In Saudi Arabia, women have to endure a series of restrictions dictated by a limiting system of ‘male guardianship’. This greatly restricts the rights they enjoy and demonstrates profound discrimination against them. Since 2018, however, Crown Prince Mohammed bin Salman has initiated a series of reforms that were supposed to give women more freedom and put an end to the ‘guardianship’ system. This would have allowed many women to be freer, autonomous, and to carry out certain activities that they were previously precluded from doing. Actually, none of these much-touted reforms had the expected effect.
The first major reform was the one that allowed Saudi women to drive for the first time. Until then, in fact, this activity was totally precluded. In addition to this, a series of reforms in the following years expanded the possibility for women to travel freely without the permission of a ‘guardian’. In 2022, the Saudi government introduced the Personal Status Law. The latter was presented as the reform that would mark the end of the male guardianship system. The truth, however, is that this reform only gave women freedom in some respects. For example, women are now allowed to access healthcare, education, and work without the permission of a male guardian. In other areas, however, guardianship remains firmly in place. Therefore, despite the fact that this reform was presented as a great step forward, restrictions still prevail in the lives of Saudi women.
The controversial aspect of these reforms can also be seen in the treatment that many women activists have suffered in recent years. One example is the al-Otaibi sisters, who have always fought for women’s rights and continue to suffer terrible persecution by the Saudi authorities. One of them, Manahel, is currently a victim of enforced disappearance. Another example is Loujain al-Hathloul, against whom the authorities continue to place restrictions despite the fact that she has already served a sentence.

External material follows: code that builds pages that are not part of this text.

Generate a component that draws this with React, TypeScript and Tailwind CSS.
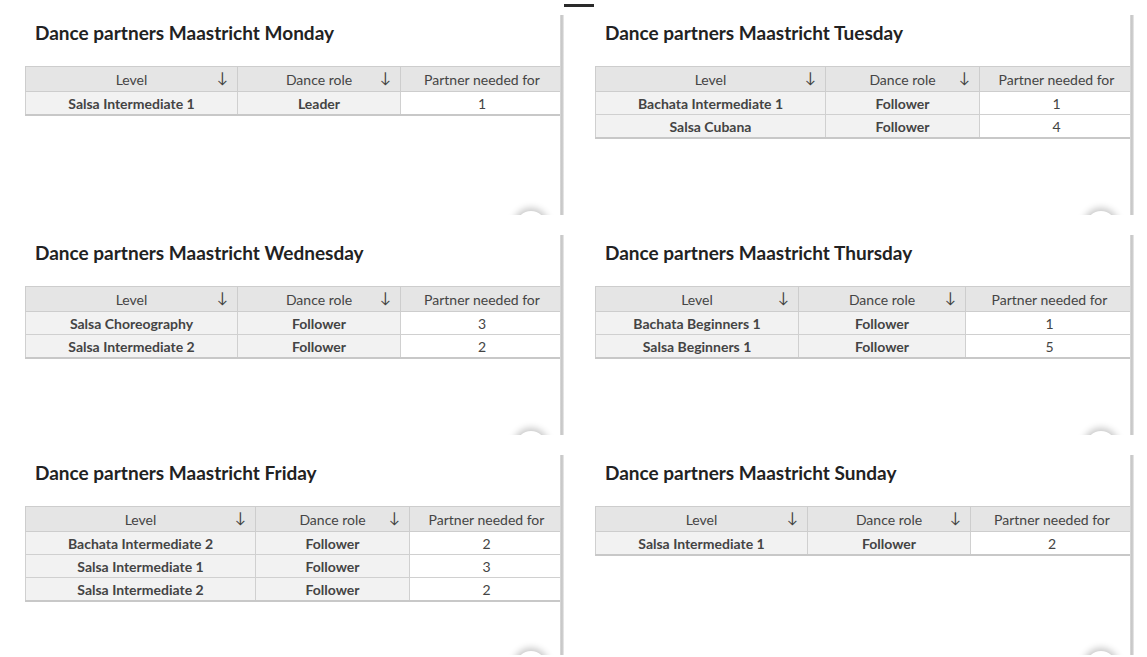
import React from "react";

type Row = [string, string, string];
type Panel = { day: string; widths: [number, number, number]; rows: Row[] };

const panels: Panel[] = [
  { day: "Monday", widths: [212, 163, 163], rows: [["Salsa Intermediate 1", "Leader", "1"]] },
  { day: "Tuesday", widths: [230, 154, 154], rows: [["Bachata Intermediate 1", "Follower", "1"], ["Salsa Cubana", "Follower", "4"]] },
  { day: "Wednesday", widths: [212, 163, 163], rows: [["Salsa Choreography", "Follower", "3"], ["Salsa Intermediate 2", "Follower", "2"]] },
  { day: "Thursday", widths: [203, 167, 168], rows: [["Bachata Beginners 1", "Follower", "1"], ["Salsa Beginners 1", "Follower", "5"]] },
  { day: "Friday", widths: [230, 154, 154], rows: [["Bachata Intermediate 2", "Follower", "2"], ["Salsa Intermediate 1", "Follower", "3"], ["Salsa Intermediate 2", "Follower", "2"]] },
  { day: "Sunday", widths: [212, 163, 163], rows: [["Salsa Intermediate 1", "Follower", "2"]] },
];

function SortHead({ label }: { label: string }) {
  return (
    <th className="border border-[#cdcdcd] font-normal p-0">
      <div className="grid grid-cols-[1fr_auto_1fr] items-center">
        <span />
        <span>{label}</span>
        <span className="justify-self-end pr-[9px] text-[15px] leading-none text-[#444] -mt-[3px]">↓</span>
      </div>
    </th>
  );
}

function Card({ p }: { p: Panel }) {
  return (
    <div className="relative w-[563px] h-[220px] bg-white">
      <h2 className="pl-[35px] pt-[20px] h-[66px] text-[19px] leading-[26px] font-bold text-[#222]">
        Dance partners Maastricht {p.day}
      </h2>
      <table className="ml-[25px] border-collapse table-fixed text-[14px] text-[#444]" style={{ width: 538 }}>
        <colgroup>
          <col style={{ width: p.widths[0] }} />
          <col style={{ width: p.widths[1] }} />
          <col style={{ width: p.widths[2] }} />
        </colgroup>
        <thead>
          <tr className="h-[25px] bg-[#e5e5e5] leading-[23px]">
            <SortHead label="Level" />
            <SortHead label="Dance role" />
            <th className="border border-[#cdcdcd] font-normal p-0">Partner needed for</th>
          </tr>
        </thead>
        <tbody>
          {p.rows.map((r, i) => (
            <tr key={i} className="h-[23px]">
              <td className="border border-[#d0d0d0] bg-[#f2f2f2] text-center font-bold text-[#444] p-0 pt-[1px]">{r[0]}</td>
              <td className="border border-[#d0d0d0] bg-[#f2f2f2] text-center font-bold text-[#444] p-0 pt-[1px]">{r[1]}</td>
              <td className="border border-[#d0d0d0] bg-white text-center p-0 pt-[1px]">{r[2]}</td>
            </tr>
          ))}
          <tr className="h-0">
            <td colSpan={3} className="p-0 border-t-2 border-[#c8c8c8]"></td>
          </tr>
        </tbody>
      </table>
      <div className="absolute right-[-1px] top-[15px] h-[200px] w-[4px] bg-gradient-to-r from-[#dcdcdc] via-[#c2c2c2] to-[#efefef]" />
      <div className="absolute right-[3px] top-[185px] h-[30px] w-[60px] overflow-hidden">
        <div className="absolute left-[16px] top-[26px] h-[30px] w-[30px] rounded-full bg-white shadow-[0_0_7px_3px_rgba(0,0,0,0.22)]" />
      </div>
    </div>
  );
}

export default function App() {
  return (
    <div className="relative w-[1147px] h-[657px] bg-white overflow-hidden" style={{ fontFamily: "Lato, 'Noto Sans', sans-serif" }}>
      <div className="grid grid-cols-[563px_563px] gap-x-[7px]">
        {panels.map((p) => (
          <Card key={p.day} p={p} />
        ))}
      </div>
      <div className="absolute z-10 left-[564px] top-[4px] h-[3px] w-[30px] bg-[#2a2a2a]" />
    </div>
  );
}
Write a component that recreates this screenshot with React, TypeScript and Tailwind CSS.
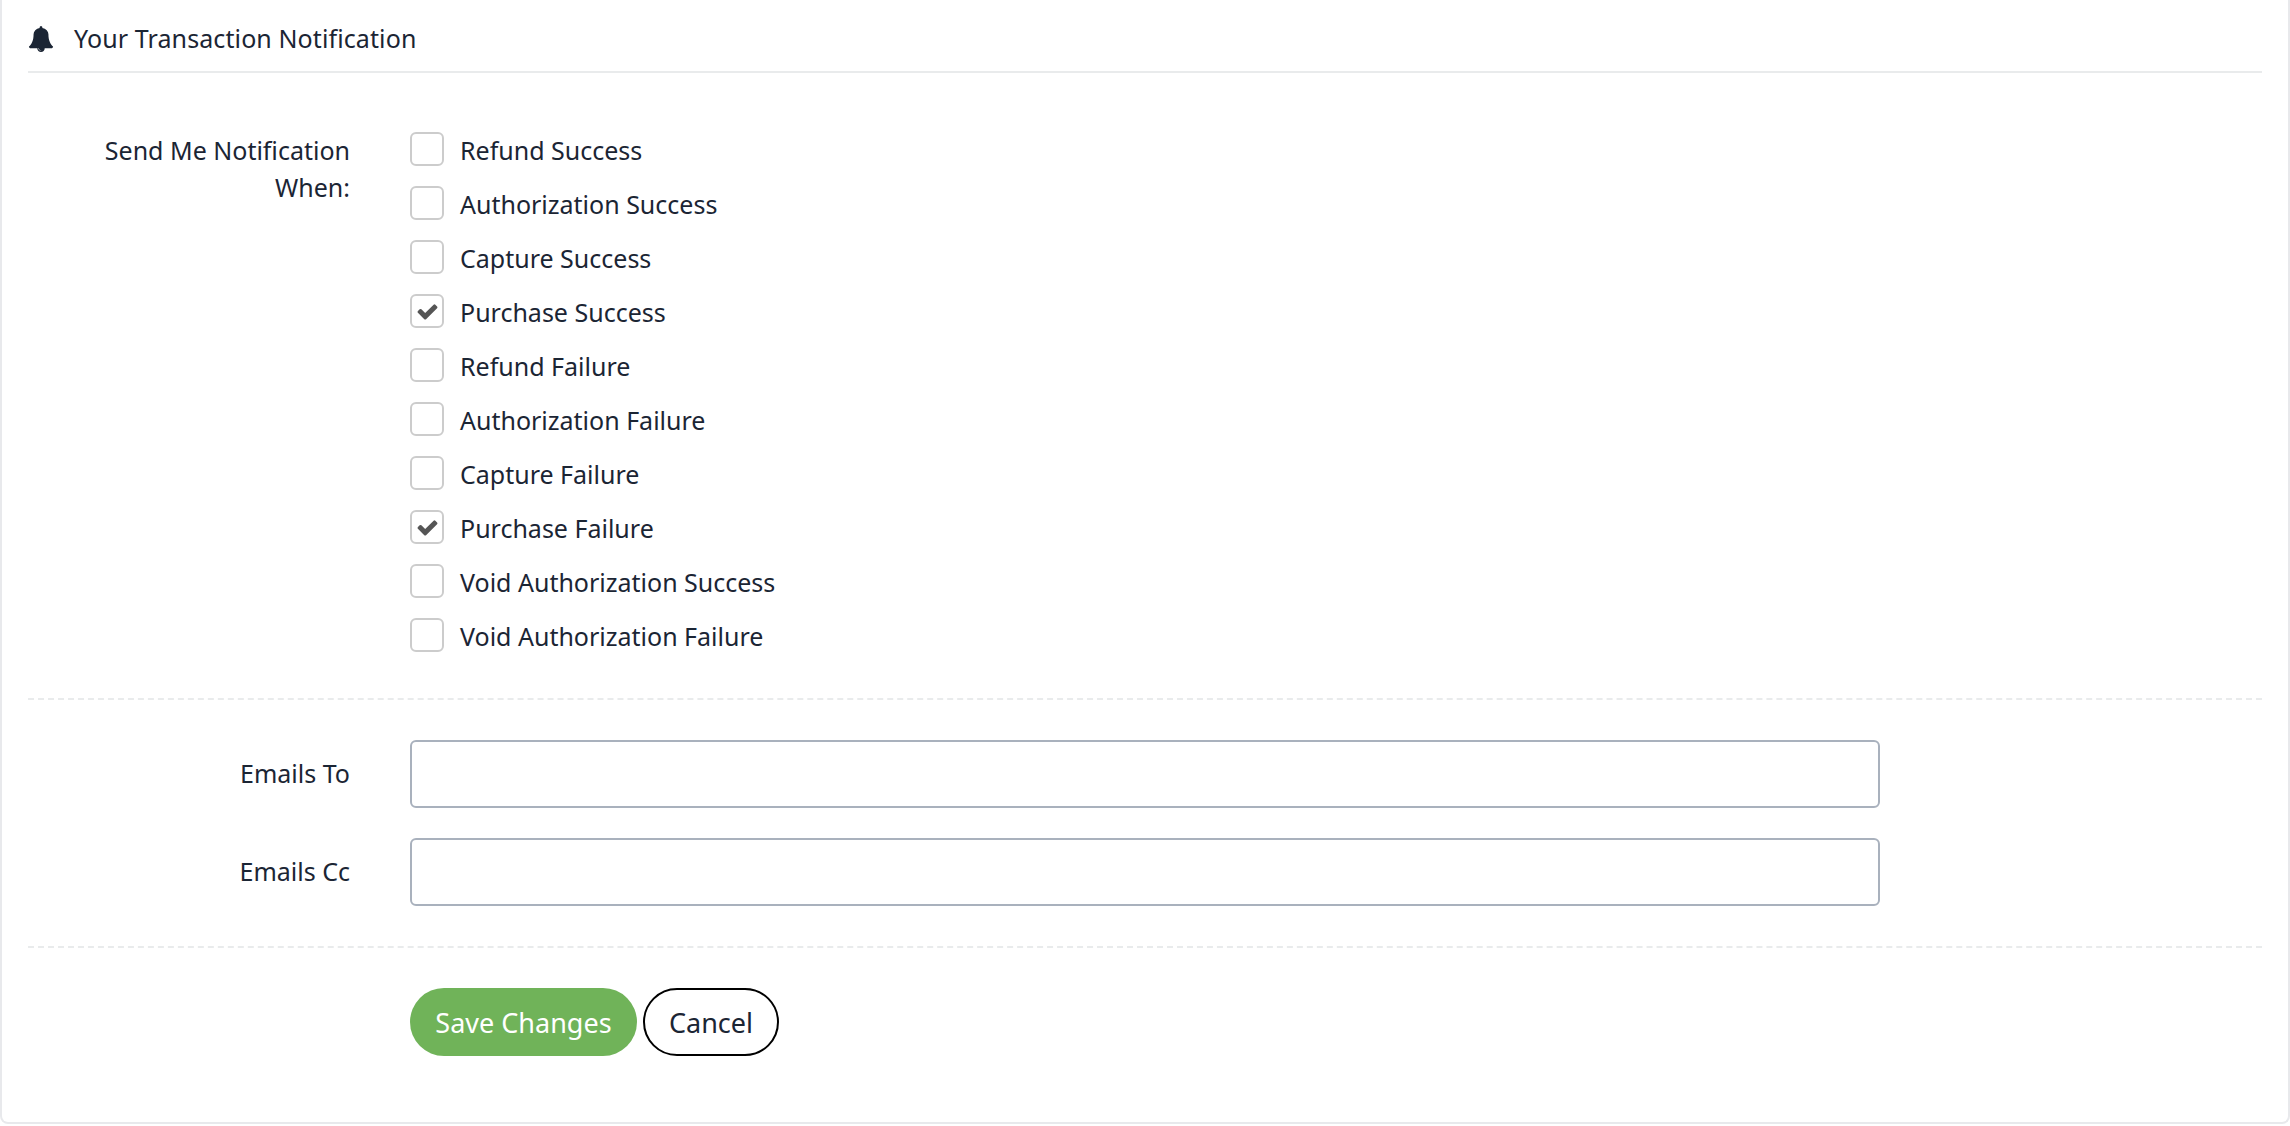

However, there is another tool in Saudi Arabia that the regime uses to control and punish women. These are the so-called ‘care homes’, or Dar al-Raya. Created in the 1960s, these homes are actual detention centres where women accused of disobeying their guardians are sent. Without the latter’s consent, they are not allowed to leave these centres. The Saudi government defines them as places where women accused of a crime are offered appropriate support so that they can then be ‘returned to their families’. This shows how, despite much-vaunted reforms, women in Saudi Arabia still face abuse and can risk detention in one of these centres if they “disobey” their guardian.
The treatments to which the women who are sent to these centres are subjected are terrible. According to a series of testimonies collected by the Guardian, they are subjected to strip searches and virginity tests the moment they arrive at the “care homes”. In the centres, they lose their name and are called by a number. If they tell their companions their name, they are punished with lashes. This punishment is also used when they are found alone with another woman or when they do not pray.
Some women are sent to these centres after being abused by members of their families. If, for example, a woman is sexually abused by her father or brother, she is sent to a Dar al-Reaya to protect the honour of the family and not to be protected herself. One girl told of being sent to a ‘care home’ after reporting to the police the abuse her father and brothers had carried out on her. The latter accused her of bringing dishonour to the family, and the father only let her out of the centre after a long period of time, despite the fact that he was the abuser.
There are many other testimonies concerning what happens inside these ‘care homes’ and they all have to do with abuse and false accusations against innocent women. The Dar al-Reaya are not centres where women are helped, but places where they are humiliated and further deprived of their rights. They are the representation of a system that has not deviated from the usual traditions and that leaves the ‘male guardian’ as the figure around whom women’s lives are conducted. Those who are sent to these places are abandoned and left alone. They receive no help and have no way of leaving the centres in which they are detained.
What happens inside the ‘care homes’ once again highlights the controversial reforms Saudi Arabia has carried out to advance women’s rights. If these were real reforms, the government would have to abolish these centres altogether. Furthermore, it should take cases of abuse more seriously and not see the complaints made by many women as a way of bringing shame on the family. In the face of all this, then, the reforms that are presented as progressive are just empty means that Saudi Arabia uses to showcase nonexistent progress. It is therefore important to continue to speak out about the abuses that many women continue to suffer in the country in order for the country to be held accountable for the change that must take place.